How gaming graphics changed the world: Nvidia AI Conference Sydney
The Singularity, the hypothetical moment in time when artificial intelligence becomes capable of recursive self-improvement, could radically change human civilisation almost overnight.
According to the boffins at Nvidia, we may owe the next big leap in human technological advancement to gamers' desire for better PC graphics.
Last week, graphics cards power-house Nvidia hosted their AI event in Sydney's International Conference Centre. There they invited developers to check out their advances in deep learning and their new Turing-class GPUs.
In a relatively short amount of time machine learning has gone from theory to reality, Nvidia's DGX systems are giving scientist the tools needed to train the artificial intelligence that is going to revolutionise the world.
And it's all thanks to a couple of GeForce GTX580 graphics cards.
In his keynote speech, Marc Hamilton, Nvidia's Vice President of Solutions Architecture and Engineering, looked back at how the power of GPU CUDA cores were first harnessed for AI.
In 2012, University of Toronto Students Alex Krizhevsky and Ilya Sutskever, along with their professor, Geoffrey Hinton, entered the ImageNet Large Scale Visual Recognition Challenge, with a convolutional neural network programmed in CUDA, running on two off the shelf Nvidia graphics cards. The trio won the competition and set up a company that was promptly purchased by Google.
Professor Hinton is also the great-great-grandson George Boole (the English mathematician that came up with Boolean algebra), proving that the apple doesn't fall far from the tree.
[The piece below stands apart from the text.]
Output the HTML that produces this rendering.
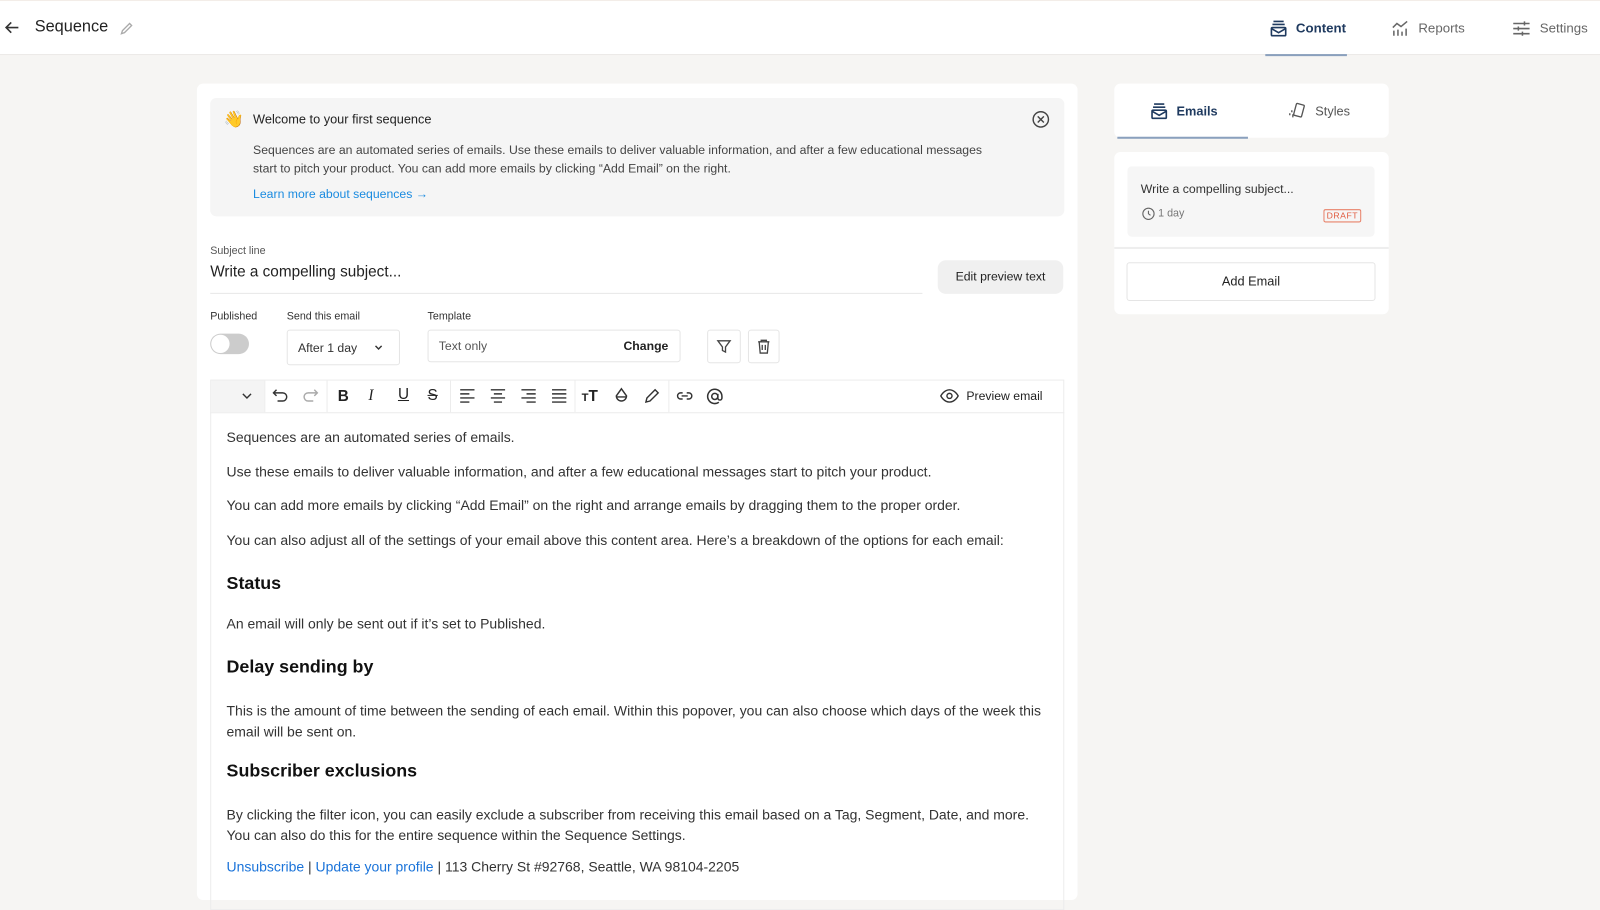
<!DOCTYPE html>
<html><head><meta charset="utf-8"><style>
*{box-sizing:border-box;margin:0;padding:0}
body{width:1600px;height:881px;overflow:hidden;background:#f6f5f3;font-family:"Liberation Sans",sans-serif;color:#222;position:relative}
#w{position:absolute;left:0;top:0;width:1568px;height:864px;transform:scale(1.0204);transform-origin:0 0}
.abs{position:absolute}
.hdr{left:0;top:0;width:1600px;height:54px;background:#fff;border-bottom:1px solid #ebe9e6;border-top:1px solid #f3ede8}
svg{display:block}
.t{white-space:nowrap}
.body p{font-size:13.7px;color:#333;white-space:nowrap;position:absolute;left:222px}
.body h3{font-size:17.5px;font-weight:bold;color:#111;position:absolute;left:222px}
.ic{position:absolute;top:379px}
a{color:#1a73d9}
</style></head><body><div id="w">
<div class="abs hdr"></div>
<svg class="abs" style="left:4px;top:19px" width="16" height="16" viewBox="0 0 16 16"><path d="M14 8H2M7 3L2 8l5 5" stroke="#333" stroke-width="1.6" fill="none"/></svg>
<div class="abs t" style="left:34px;top:18px;font-size:16px;color:#222">Sequence</div>
<svg class="abs" style="left:116px;top:20px" width="16" height="16" viewBox="0 0 16 16"><path d="M3 13l1-3 7-7 2 2-7 7z" stroke="#aaa" stroke-width="1.3" fill="none"/></svg>

<svg class="abs" style="left:1244px;top:19px" width="18" height="18" viewBox="0 0 18 18" fill="none" stroke="#1f3a5f" stroke-width="1.6"><path d="M4 2h10M3 5h12"/><rect x="2" y="8" width="14" height="8" rx="1"/><path d="M2 9l7 4 7-4"/></svg>
<div class="abs t" style="left:1270px;top:20px;font-size:13px;font-weight:bold;color:#1f3a5f">Content</div>
<div class="abs" style="left:1240px;top:53px;width:80px;height:2px;background:#8aa0bd"></div>
<svg class="abs" style="left:1363px;top:19px" width="18" height="18" viewBox="0 0 18 18" fill="none" stroke="#666" stroke-width="1.5"><path d="M2 8l4-4 4 3 6-5M3 11v5M7 10v6M11 12v4M15 9v7"/></svg>
<div class="abs t" style="left:1390px;top:20px;font-size:13px;color:#666">Reports</div>
<svg class="abs" style="left:1482px;top:19px" width="18" height="18" viewBox="0 0 18 18" fill="none" stroke="#666" stroke-width="1.5"><path d="M1 4h16M1 9h16M1 14h16M12 2v4M6 7v4M10 12v4"/></svg>
<div class="abs t" style="left:1509px;top:20px;font-size:13px;color:#666">Settings</div>

<div class="abs" style="left:193px;top:82px;width:863px;height:800px;background:#fff;border-radius:6px"></div>
<div class="abs" style="left:206px;top:96px;width:837px;height:116px;background:#f5f5f5;border-radius:6px"></div>
<div class="abs t" style="left:219px;top:107px;font-size:16px">👋</div>
<div class="abs t" style="left:248px;top:110px;font-size:12.5px;color:#222">Welcome to your first sequence</div>
<div class="abs t" style="left:248px;top:138px;font-size:12px;color:#444;line-height:18px">Sequences are an automated series of emails. Use these emails to deliver valuable information, and after a few educational messages<br>start to pitch your product. You can add more emails by clicking “Add Email” on the right.</div>
<div class="abs t" style="left:248px;top:183px;font-size:12px;color:#1a8be0">Learn more about sequences →</div>
<svg class="abs" style="left:1011px;top:108px" width="18" height="18" viewBox="0 0 18 18" fill="none" stroke="#444" stroke-width="1.4"><circle cx="9" cy="9" r="7.5"/><path d="M6 6l6 6M12 6l-6 6"/></svg>

<div class="abs t" style="left:206px;top:240px;font-size:10.5px;color:#555">Subject line</div>
<div class="abs t" style="left:206px;top:258px;font-size:15px;color:#222">Write a compelling subject...</div>
<div class="abs" style="left:206px;top:287px;width:698px;height:1px;background:#e8e8e8"></div>
<div class="abs t" style="left:919px;top:255px;width:123px;height:33px;background:#f0f0f0;border-radius:8px;font-size:12px;text-align:center;line-height:33px;color:#222">Edit preview text</div>

<div class="abs t" style="left:206px;top:304px;font-size:10.5px;color:#333">Published</div>
<div class="abs t" style="left:281px;top:304px;font-size:10.5px;color:#333">Send this email</div>
<div class="abs t" style="left:419px;top:304px;font-size:10.5px;color:#333">Template</div>
<div class="abs" style="left:206px;top:327px;width:38px;height:20px;border-radius:10px;background:#ccc"></div>
<div class="abs" style="left:207px;top:328px;width:18px;height:18px;border-radius:9px;background:#fff"></div>
<div class="abs" style="left:281px;top:323px;width:111px;height:35px;border:1px solid #e5e5e5;border-radius:3px"></div>
<div class="abs t" style="left:292px;top:334px;font-size:12px;color:#333">After 1 day</div>
<svg class="abs" style="left:366px;top:336px" width="10" height="10" viewBox="0 0 10 10"><path d="M2 3l3 3 3-3" stroke="#333" stroke-width="1.4" fill="none"/></svg>
<div class="abs" style="left:419px;top:323px;width:248px;height:32px;border:1px solid #e5e5e5;border-radius:3px"></div>
<div class="abs t" style="left:430px;top:332px;font-size:12px;color:#555">Text only</div>
<div class="abs t" style="left:611px;top:332px;font-size:12px;color:#222;font-weight:bold">Change</div>
<div class="abs" style="left:693px;top:323px;width:33px;height:33px;border:1px solid #e5e5e5;border-radius:3px"></div>
<svg class="abs" style="left:702px;top:332px" width="15" height="15" viewBox="0 0 15 15" fill="none" stroke="#444" stroke-width="1.3"><path d="M1.5 2h12l-4.5 6v5l-3-1.5V8z"/></svg>
<div class="abs" style="left:733px;top:323px;width:31px;height:33px;border:1px solid #e5e5e5;border-radius:3px"></div>
<svg class="abs" style="left:741px;top:332px" width="15" height="15" viewBox="0 0 15 15" fill="none" stroke="#444" stroke-width="1.3"><path d="M2 3h11M5 3V1.5h5V3M3 3l1 11h7l1-11M6 6v5M9 6v5"/></svg>

<div class="abs" style="left:206px;top:372px;width:837px;height:520px;border:1px solid #ececec"></div>
<div class="abs" style="left:206px;top:404px;width:837px;height:1px;background:#ececec"></div>
<div class="abs" style="left:207px;top:373px;width:52px;height:31px;background:#f4f4f4"></div>
<svg class="abs" style="left:236px;top:383px" width="12" height="10" viewBox="0 0 12 10"><path d="M2 3l4 4 4-4" stroke="#333" stroke-width="1.4" fill="none"/></svg>
<div class="abs" style="left:259px;top:373px;width:1px;height:31px;background:#ececec"></div>
<div class="abs" style="left:320px;top:373px;width:1px;height:31px;background:#ececec"></div>
<div class="abs" style="left:441px;top:373px;width:1px;height:31px;background:#ececec"></div>
<div class="abs" style="left:563px;top:373px;width:1px;height:31px;background:#ececec"></div>
<div class="abs" style="left:655px;top:373px;width:1px;height:31px;background:#ececec"></div>
<svg class="ic" style="left:266px" width="18" height="18" viewBox="0 0 18 18" fill="none" stroke="#333" stroke-width="1.4"><path d="M5 3L2 6l3 3M2 6h9a4 4 0 010 8H6"/></svg>
<svg class="ic" style="left:295px" width="18" height="18" viewBox="0 0 18 18" fill="none" stroke="#aaa" stroke-width="1.4"><path d="M13 3l3 3-3 3M16 6H7a4 4 0 000 8h5"/></svg>
<div class="ic t" style="left:331px;top:380px;font-size:15px;font-weight:bold">B</div>
<div class="ic t" style="left:361px;top:380px;font-size:15px;font-style:italic;font-family:'Liberation Serif',serif">I</div>
<div class="ic t" style="left:390px;top:378px;font-size:15px;text-decoration:underline">U</div>
<div class="ic t" style="left:419px;top:379px;font-size:15px;text-decoration:line-through">S</div>
<svg class="ic" style="left:450px" width="16" height="18" viewBox="0 0 16 18" stroke="#333" stroke-width="1.4"><path d="M1 3h14M1 7h9M1 11h14M1 15h9"/></svg>
<svg class="ic" style="left:480px" width="16" height="18" viewBox="0 0 16 18" stroke="#333" stroke-width="1.4"><path d="M1 3h14M4 7h8M1 11h14M4 15h8"/></svg>
<svg class="ic" style="left:510px" width="16" height="18" viewBox="0 0 16 18" stroke="#333" stroke-width="1.4"><path d="M1 3h14M6 7h9M1 11h14M6 15h9"/></svg>
<svg class="ic" style="left:540px" width="16" height="18" viewBox="0 0 16 18" stroke="#333" stroke-width="1.4"><path d="M1 3h14M1 7h14M1 11h14M1 15h14"/></svg>
<div class="ic t" style="left:570px;top:380px;font-size:15px;font-weight:bold"><span style="font-size:11px">T</span>T</div>
<svg class="ic" style="left:600px" width="18" height="18" viewBox="0 0 18 18" fill="none" stroke="#333" stroke-width="1.4"><path d="M9 2l5 7a5 5 0 01-10 0z"/><path d="M4 10h10" /></svg>
<svg class="ic" style="left:630px" width="18" height="18" viewBox="0 0 18 18" fill="none" stroke="#333" stroke-width="1.4"><path d="M3 15l1-4 8-8 3 3-8 8z"/></svg>
<svg class="ic" style="left:662px" width="18" height="18" viewBox="0 0 18 18" fill="none" stroke="#333" stroke-width="1.4"><path d="M7 6H5a3 3 0 000 6h2M11 6h2a3 3 0 010 6h-2M6 9h6"/></svg>
<svg class="ic" style="left:691px" width="19" height="19" viewBox="0 0 19 19" fill="none" stroke="#333" stroke-width="1.5"><circle cx="9.5" cy="9.5" r="3"/><path d="M12.5 7v4a2 2 0 004 0V9.5a7 7 0 10-3 5.7"/></svg>
<svg class="ic" style="left:921px;top:380px" width="19" height="16" viewBox="0 0 19 16" fill="none" stroke="#333" stroke-width="1.4"><path d="M1 8s3-6 8.5-6S18 8 18 8s-3 6-8.5 6S1 8 1 8z"/><circle cx="9.5" cy="8" r="2.5"/></svg>
<div class="abs t" style="left:947px;top:381px;font-size:12px;color:#222">Preview email</div>

<div class="body">
<p style="top:421px">Sequences are an automated series of emails.</p>
<p style="top:455px">Use these emails to deliver valuable information, and after a few educational messages start to pitch your product.</p>
<p style="top:488px">You can add more emails by clicking “Add Email” on the right and arrange emails by dragging them to the proper order.</p>
<p style="top:522px">You can also adjust all of the settings of your email above this content area. Here’s a breakdown of the options for each email:</p>
<h3 style="top:561px">Status</h3>
<p style="top:604px">An email will only be sent out if it’s set to Published.</p>
<h3 style="top:643px">Delay sending by</h3>
<p style="top:686px;line-height:21px">This is the amount of time between the sending of each email. Within this popover, you can also choose which days of the week this<br>email will be sent on.</p>
<h3 style="top:745px">Subscriber exclusions</h3>
<p style="top:789px;line-height:20px">By clicking the filter icon, you can easily exclude a subscriber from receiving this email based on a Tag, Segment, Date, and more.<br>You can also do this for the entire sequence within the Sequence Settings.</p>
<p style="top:842px"><a>Unsubscribe</a> | <a>Update your profile</a> | 113 Cherry St #92768, Seattle, WA 98104-2205</p>
</div>

<div class="abs" style="left:1092px;top:82px;width:269px;height:53px;background:#fff;border-radius:6px"></div>
<div class="abs" style="left:1095px;top:134px;width:128px;height:2px;background:#8aa0bd"></div>
<svg class="abs" style="left:1127px;top:100px" width="18" height="18" viewBox="0 0 18 18" fill="none" stroke="#1f3a5f" stroke-width="1.6"><path d="M4 2h10M3 5h12"/><rect x="2" y="8" width="14" height="8" rx="1"/><path d="M2 9l7 4 7-4"/></svg>
<div class="abs t" style="left:1153px;top:102px;font-size:12.5px;font-weight:bold;color:#1f3a5f">Emails</div>
<svg class="abs" style="left:1263px;top:100px" width="18" height="18" viewBox="0 0 18 18" fill="none" stroke="#555" stroke-width="1.3"><rect x="6" y="2" width="8" height="12" rx="1" transform="rotate(15 10 8)"/><path d="M3 8v2M1 11v2M4 12v3"/></svg>
<div class="abs t" style="left:1289px;top:102px;font-size:12.5px;color:#555">Styles</div>
<div class="abs" style="left:1092px;top:149px;width:269px;height:159px;background:#fff;border-radius:6px"></div>
<div class="abs" style="left:1105px;top:163px;width:242px;height:69px;background:#f6f6f6;border-radius:4px"></div>
<div class="abs t" style="left:1118px;top:178px;font-size:12px;color:#333">Write a compelling subject...</div>
<svg class="abs" style="left:1119px;top:203px" width="13" height="13" viewBox="0 0 13 13" fill="none" stroke="#666" stroke-width="1.1"><circle cx="6.5" cy="6.5" r="5.5"/><path d="M6.5 3.5v3l2 1.5"/></svg>
<div class="abs t" style="left:1135px;top:203px;font-size:10.5px;color:#777">1 day</div>
<div class="abs t" style="left:1297px;top:205px;width:37px;height:13px;border:1px solid #e8826a;border-radius:2px;color:#e0593d;font-size:8.5px;text-align:center;line-height:11px;letter-spacing:.5px">DRAFT</div>
<div class="abs" style="left:1092px;top:242px;width:269px;height:2px;background:#eee"></div>
<div class="abs t" style="left:1104px;top:257px;width:244px;height:38px;border:1px solid #e5e5e5;border-radius:3px;font-size:12.5px;text-align:center;line-height:36px;color:#222">Add Email</div>
</div></body></html>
But why GPUs? Nvidia's Marc Hamilton explained that whilst CPUs are good at taking a packet of information and sequentially processing it, they do so one-by-one. GPU technology, on the other hand was developed with the need to get thirty images render rendered and up on the screen a second. It's this technology that vert basically speaking make GPUs so efficient for training convolutional neural networks.
And it is the application of this cutting-edge technology that Nvidia was showing off to the media at the conference.
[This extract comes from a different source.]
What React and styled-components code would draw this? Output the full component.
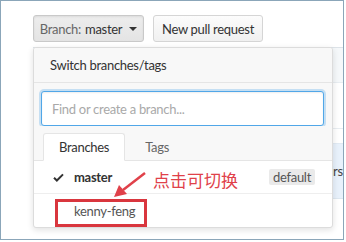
import React from 'react';
import styled, { createGlobalStyle } from 'styled-components';

const Global = createGlobalStyle`
  html, body { margin: 0; padding: 0; background: #fff; }
  body {
    font-family: Lato, "Open Sans", "Noto Sans CJK SC", sans-serif;
    font-size: 13px;
    letter-spacing: -0.3px;
    font-variant-ligatures: none;
  }
`;

const Frame = styled.div`
  position: relative;
  width: 342px;
  height: 238px;
  border: 1px solid #8ba6b9;
  overflow: hidden;
  background: #fff;
`;

const Toolbar = styled.div`
  display: flex;
  gap: 9px;
  padding: 14px 0 0 32px;
`;

const Button = styled.div`
  display: flex;
  align-items: center;
  gap: 4px;
  box-sizing: border-box;
  height: 27px;
  width: ${p => p.w}px;
  padding: 0 8px;
  justify-content: center;
  border: 1px solid ${p => (p.pressed ? '#c9c9c9' : '#d5d5d5')};
  border-radius: 3px;
  background: ${p => (p.pressed ? 'linear-gradient(#ededed, #e4e4e4)' : 'linear-gradient(#fcfcfc, #f0f0f0)')};
  box-shadow: ${p => (p.pressed ? 'inset 0 1px 2px rgba(0,0,0,0.08)' : 'none')};
  color: #333;
  white-space: nowrap;
`;

const Muted = styled.span`
  color: #666;
`;

const Caret = styled.span`
  width: 0;
  height: 0;
  margin-left: 3px;
  border-left: 4px solid transparent;
  border-right: 4px solid transparent;
  border-top: 4px solid #333;
`;

const FileTable = styled.div`
  margin: 5px 0 0 32px;
  border-top: 1px solid #dde3e8;
`;

const TableRow = styled.div`
  box-sizing: border-box;
  height: ${p => p.h}px;
  background: ${p => p.bg || '#fff'};
  border-bottom: 1px solid ${p => p.line || '#e8edf1'};
  display: flex;
  align-items: center;
  color: #444;
  white-space: nowrap;
`;

const CellText = styled.span`
  padding-left: ${p => p.pad}px;
`;

const Menu = styled.div`
  position: absolute;
  left: 32px;
  top: 46px;
  width: 298px;
  border: 1px solid #dcdcdc;
  border-radius: 3px;
  background: #fff;
  box-shadow: 0 2px 6px rgba(0, 0, 0, 0.12);
  overflow: hidden;
`;

const MenuHeader = styled.div`
  box-sizing: border-box;
  height: 35px;
  padding: 0 16px;
  display: flex;
  align-items: center;
  background: #f8f8f8;
  border-bottom: 1px solid #e5e5e5;
  color: #333;
`;

const FilterBox = styled.div`
  padding: 8px 8px 0 7px;
  background: #f8f8f8;
`;

const FilterInput = styled.div`
  box-sizing: border-box;
  height: 35px;
  border: 1px solid #51a7e8;
  border-radius: 3px;
  background: #fff;
  box-shadow: 0 0 0 2px rgba(81, 167, 232, 0.3), inset 0 1px 2px rgba(0,0,0,0.07);
  display: flex;
  align-items: center;
  padding-left: 10px;
  color: #a9a9a9;
`;

const Tabs = styled.div`
  display: flex;
  padding: 7px 0 0 9px;
  background: #f8f8f8;
  border-bottom: 1px solid #e5e5e5;
`;

const Tab = styled.div`
  box-sizing: border-box;
  height: 28px;
  margin-bottom: -1px;
  padding: 0 ${p => (p.active ? 15 : 19)}px;
  display: flex;
  align-items: center;
  color: ${p => (p.active ? '#333' : '#666')};
  background: ${p => (p.active ? '#fff' : 'transparent')};
  border: 1px solid ${p => (p.active ? '#e5e5e5' : 'transparent')};
  border-bottom-color: ${p => (p.active ? '#fff' : 'transparent')};
  border-radius: 3px 3px 0 0;
`;

const Item = styled.div`
  box-sizing: border-box;
  height: 33px;
  display: flex;
  align-items: center;
  padding-left: 19px;
  border-bottom: ${p => (p.last ? 'none' : '1px solid #eee')};
  color: ${p => (p.current ? '#333' : '#555')};
  font-weight: ${p => (p.current ? 700 : 400)};
`;

const CheckSlot = styled.span`
  width: 21px;
  display: flex;
  align-items: center;
`;

const Badge = styled.span`
  margin-left: auto;
  margin-right: 17px;
  padding: 0 4px;
  height: 16px;
  display: flex;
  align-items: center;
  background: #eaeaea;
  border-radius: 2px;
  font-size: 13px;
  font-weight: 400;
  color: #555;
`;

const Note = styled.div`
  position: absolute;
  left: 152px;
  top: 166px;
  font-family: "Noto Sans CJK SC", sans-serif;
  font-size: 17px;
  letter-spacing: 0;
  color: #e0414a;
  white-space: nowrap;
`;

const Arrow = styled.svg`
  position: absolute;
  left: 108px;
  top: 168px;
`;

const Highlight = styled.div`
  position: absolute;
  left: 54px;
  top: 198px;
  width: 92px;
  height: 28px;
  box-sizing: border-box;
  border: 3px solid #d9363e;
`;

const Check = () => (
  <svg width="11" height="9" viewBox="0 0 12 10">
    <path d="M1 5.2 L4.2 8.4 L11 1.5" fill="none" stroke="#333" strokeWidth="2.2" />
  </svg>
);

export default function App() {
  return (
    <>
      <Global />
      <Frame>
        <Toolbar>
          <Button w={111} pressed>
            <Muted>Branch:</Muted> master <Caret />
          </Button>
          <Button w={110}>New pull request</Button>
        </Toolbar>

        <FileTable>
          <TableRow h={35} bg="#f5f8fa" />
          <TableRow h={46} />
          <TableRow h={15} line="#e1eaf3" />
          <TableRow h={55} bg="#e8f1fb" line="#dde7f0">
            <CellText pad={293}>first</CellText>
          </TableRow>
        </FileTable>

        <Menu>
          <MenuHeader>Switch branches/tags</MenuHeader>
          <FilterBox>
            <FilterInput>Find or create a branch...</FilterInput>
          </FilterBox>
          <Tabs>
            <Tab active>Branches</Tab>
            <Tab>Tags</Tab>
          </Tabs>
          <Item current>
            <CheckSlot><Check /></CheckSlot>
            master
            <Badge>default</Badge>
          </Item>
          <Item last>
            <CheckSlot />
            kenny-feng
          </Item>
        </Menu>

        <Arrow width="40" height="32" viewBox="0 0 40 32">
          <line x1="36" y1="4" x2="14" y2="21" stroke="#e0414a" strokeWidth="2.5" />
          <polygon points="5,28 10,16 18,25" fill="#e0414a" />
        </Arrow>
        <Note>点击可切换</Note>
        <Highlight />
      </Frame>
    </>
  );
}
The most visually impressive application has to be real-time ray tracing. Nvidia's showcase demo, running on RTX infused Quattro GPUs, had a photoreal model of a Porsche with ray-traced lighting that could be adjusted on the fly. The detail was amazing, right down to the refraction in the headlight lenses.
Apart from looking very cool, real-time ray-tracing allows designer to examine their products in real-world lighting situation rather than relay on software tricks. Amazingly, the upcoming Shadow of the Tomb Raider and Battlefield V games will both feature this technology courtesy of GeForce RTX GPUs.
Another mind-blowing visual application that Nvidia were showing of was in the form of a couple of Adobe Photoshop plugins using the machine learning of Turing-based RTX and Quattro GPUs. Super Rez makes the formally impossible/ridiculous CSI-style image enhancements almost a reality. A low-resolution image can be cleaned up with the plug-in actually adding in information. The result is an image with better clarity and more detail than the original photograph. The other plug-in, InPaint, allows users to literally paint-out objects and people from photographs- both amazing and slightly unnerving.
Nvidia's AI technology is also revolutionising medicine by enabling what would ordinarily be a series of 2D scans to be realised as 3D models. Medical professionals will be able to use this technology to better diagnose aliments and more effectively treat patients.
Another demonstration, less glamorous, but still impressive, showed how Nvidia's AI technology monitored their office parking garage. Using hundreds of cameras, the GPUs disseminate the data from the camera images, monitoring users parking habits and watching out for suspicious or erratic driver behaviour.
Poetically, the technology has come full circle in that the upcoming GeForce RTX2080 gaming GPUs are built upon the hardware advances that have come out of Nvidia's machine-learning R-D. Very soon gamers will be able to experience the holy grail of 3D graphics, real-time ray tracing, in their games courtesy of these Turing-based GPUs.
With applications ranging from entertainment to autonomous vehicles, machine learning is already having a huge impact on our day-to-day lives. It is said that we will not be aware that the Singularity is occurring, we will only be aware once it has happened. That day may just be sooner than we think.